The present dispute arises out of a finding, approved by this court, that the Company had dismissed certain of its employees in violation of the Act. N. L. R. B. v. Buncher, d/b/a The Buncher Company, 316 F.2d 928 (3rd Cir. 1963). The Regional Director thereafter issued a backpay specification and Notice of Hearing formulated in accordance with
“2. The first reduction in force at the Respondent Company‘s Nine Mile Run facility subsequent to March 4, 1960, occurred on May 12, 1960.

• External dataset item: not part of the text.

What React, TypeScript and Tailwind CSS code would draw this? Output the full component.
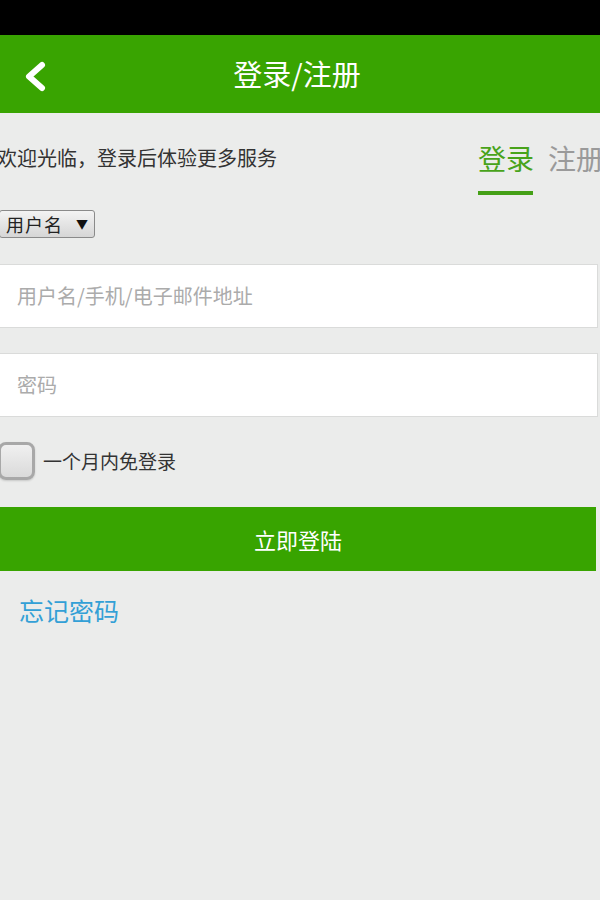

“3. Each of the discriminatees was entitled to backpay in accordance with the weekly average hours worked by the employees of Respondent at the Nine Mile Run facility until May 12, 1960.
“4. When there was not sufficient work available at the Nine Mile Run facility after May 12, 1960 for all of the discriminatees and all of the other employees who were employed at the Nine Mile Run facility at the time of the discrimination, an appropriate method of determining each discriminatee‘s entitlement to backpay during the period after May 12, 1960 is:
“(a) By allocating the available jobs at the Nine Mile Run facility among the discriminatees and the aforesaid other employees in accordance with their seniority; and
“(b) Only when sufficient work was not available at the Nine Mile Run facility for a discriminatee, then by allocating the available jobs at all of Respondent‘s locations, namely, Nine Mile Run, Leetsdale and Yard, among the discriminatees and the other employees who were employed at all of said Respondent‘s locations at the time of the discrimination in accordance with their seniority.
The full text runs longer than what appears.